Sans doute c’est aux résultats défavorables de la guerre que l’on reconnut premièrement combien l’on s’était trompé, — ces résultats, en effet, contredirent absolument les attentes de la politique, — mais cela ne provint nullement de ce que la politique eût pris des dispositions contraires aux règles de l’art militaire. L’art militaire, tel qu’il était alors, la politique le connaissait bien, elle s’en était toujours servi, c’était son instrument familier, mais il était tombé dans les mêmes erreurs qu’elle et, par suite, se trouvait hors d’état de l’aider à en sortir. D’un autre côté, la guerre elle-même avait subi d’importants changements et, modifiant son essence et sa forme, s’était considérablement rapprochée de son concept absolu, non pas que le gouvernement français se fût en quelque sorte émancipé et débarrassé des lisières de la politique, mais parce que la Révolution avait changé les bases mêmes de la politique, aussi bien dans l’Europe entière qu’en France même, et avait éveillé des forces et révélé des moyens qui permettaient d’augmenter l’énergie de la guerre et de la diriger par d’autres voies.

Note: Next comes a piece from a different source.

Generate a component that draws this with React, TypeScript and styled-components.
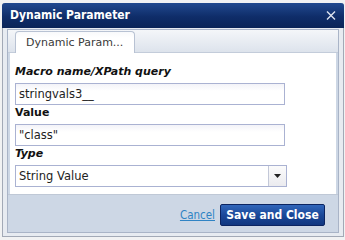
import React from "react";
import styled, { createGlobalStyle } from "styled-components";

const Global = createGlobalStyle`
  html, body { margin: 0; padding: 0; }
  body {
    background: #f1f2f3;
    font-family: "DejaVu Sans", Verdana, sans-serif;
    width: 345px;
    height: 240px;
    overflow: hidden;
  }
`;

const Page = styled.div`
  padding: 3px 1px 0 2px;
`;

const Dialog = styled.div`
  width: 342px;
  height: 234px;
  box-sizing: border-box;
  display: flex;
  flex-direction: column;
  background: #e7ebf1;
  border: 1px solid #a2a9b6;
  border-top: none;
  border-radius: 3px 3px 0 0;
  padding: 0 4px 3px 4px;
`;

const TitleBar = styled.div`
  height: 24px;
  flex: none;
  display: flex;
  align-items: center;
  justify-content: space-between;
  margin: 0 -5px 1px -5px;
  padding: 0 8px 1px 8px;
  border-radius: 3px 3px 0 0;
  background: linear-gradient(#21498f, #0f2d69 55%, #0b2558);
  color: #fff;
  font-family: "DejaVu Sans Condensed", "DejaVu Sans", sans-serif;
  font-weight: bold;
  font-size: 12px;
`;

const Frame = styled.div`
  flex: 1;
  display: flex;
  flex-direction: column;
  border: 1px solid #a9b4c7;
  background: #cdd7e5;
`;

const TabStrip = styled.div`
  height: 22px;
  flex: none;
  display: flex;
  align-items: flex-end;
  padding: 0 0 0 7px;
  margin: 0 0 0 0;
  background: linear-gradient(#f4f6f9, #dde3ec);
  border-bottom: 1px solid #c3ccda;
`;

const Tab = styled.div`
  width: 120px;
  height: 22px;
  margin-bottom: -1px;
  box-sizing: border-box;
  background: linear-gradient(#f8f9fb, #fff 6px);
  border: 1px solid #b8c2d3;
  border-bottom: none;
  border-radius: 4px 4px 0 0;
  font-size: 11px;
  color: #3a3a3a;
  padding: 4px 0 0 10px;
  white-space: nowrap;
`;

const Content = styled.div`
  background: #fff;
  margin: 0 2px;
  padding: 12px 5px 7px 5px;
  display: flex;
  flex-direction: column;
`;

const Label = styled.div<{ $italic?: boolean }>`
  font-weight: bold;
  font-style: ${(p) => (p.$italic ? "italic" : "normal")};
  font-size: 11px;
  color: #111;
  height: 14px;
  line-height: 14px;
  margin-bottom: 4px;
`;

const Input = styled.div`
  width: 270px;
  height: 22px;
  box-sizing: border-box;
  border: 1px solid #aab2d2;
  background: linear-gradient(#f3f3f8, #fff 7px);
  font-size: 11.5px;
  color: #222;
  padding: 3px 0 0 3px;
  margin-bottom: 1px;
`;

const Select = styled.div`
  width: 272px;
  height: 22px;
  box-sizing: border-box;
  border: 1px solid #aab2d2;
  display: flex;
  font-size: 11.5px;
  color: #222;
`;

const SelectValue = styled.div`
  flex: 1;
  padding: 3px 0 0 3px;
`;

const Arrow = styled.div`
  width: 17px;
  border-left: 1px solid #c3c8d8;
  background: linear-gradient(#fbfbfb, #ebebef);
  display: flex;
  align-items: center;
  justify-content: center;
`;

const Footer = styled.div`
  flex: 1;
  display: flex;
  align-items: center;
  justify-content: flex-end;
  gap: 5px;
  padding: 3px 13px 0 0;
  border-top: 1px solid #bfc8d6;
  margin: 0 0 0 0;
`;

const Link = styled.a`
  color: #2f83c4;
  text-decoration: underline;
  font-family: "DejaVu Sans Condensed", "DejaVu Sans", sans-serif;
  font-size: 11.5px;
  cursor: pointer;
`;

const Button = styled.button`
  height: 22px;
  width: 105px;
  padding: 0;
  border: 1px solid #0b2461;
  border-radius: 2px;
  background: linear-gradient(#3166ba, #1a4899 50%, #10367f);
  color: #fff;
  font-family: "DejaVu Sans Condensed", "DejaVu Sans", sans-serif;
  font-weight: bold;
  font-size: 12px;
`;

export default function App() {
  return (
    <>
      <Global />
      <Page>
        <Dialog>
          <TitleBar>
            <span>Dynamic Parameter</span>
            <svg width="10" height="9" viewBox="0 0 10 9">
              <path d="M1 0.5l8 8M9 0.5l-8 8" stroke="#dfe5f0" strokeWidth="1.4" />
            </svg>
          </TitleBar>
          <Frame>
            <TabStrip>
              <Tab>Dynamic Param...</Tab>
            </TabStrip>
            <Content>
              <Label $italic>Macro name/XPath query</Label>
              <Input>stringvals3__</Input>
              <Label>Value</Label>
              <Input>"class"</Input>
              <Label $italic>Type</Label>
              <Select>
                <SelectValue>String Value</SelectValue>
                <Arrow>
                  <svg width="7" height="4" viewBox="0 0 7 4">
                    <path d="M0 0h7L3.5 4z" fill="#222" />
                  </svg>
                </Arrow>
              </Select>
            </Content>
            <Footer>
              <Link>Cancel</Link>
              <Button>Save and Close</Button>
            </Footer>
          </Frame>
        </Dialog>
      </Page>
    </>
  );
}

Ainsi les changements qui se sont introduits dans l’art militaire sont la conséquence de ceux qui se sont produits dans la politique et, loin de fournir un argument contre la connexion intime dans laquelle se tiennent ces deux grands éléments de la vie des États, ne font que l’affirmer davantage.

Nous répétons donc que la guerre est un instrument de la politique, qu’elle en prend le caractère et les dimensions, que dans ses lignes principales elle n’est autre chose que la politique elle-même, et que celle-ci, tout en changeant ainsi la plume contre l’épée, obéit néanmoins encore et toujours à ses propres lois.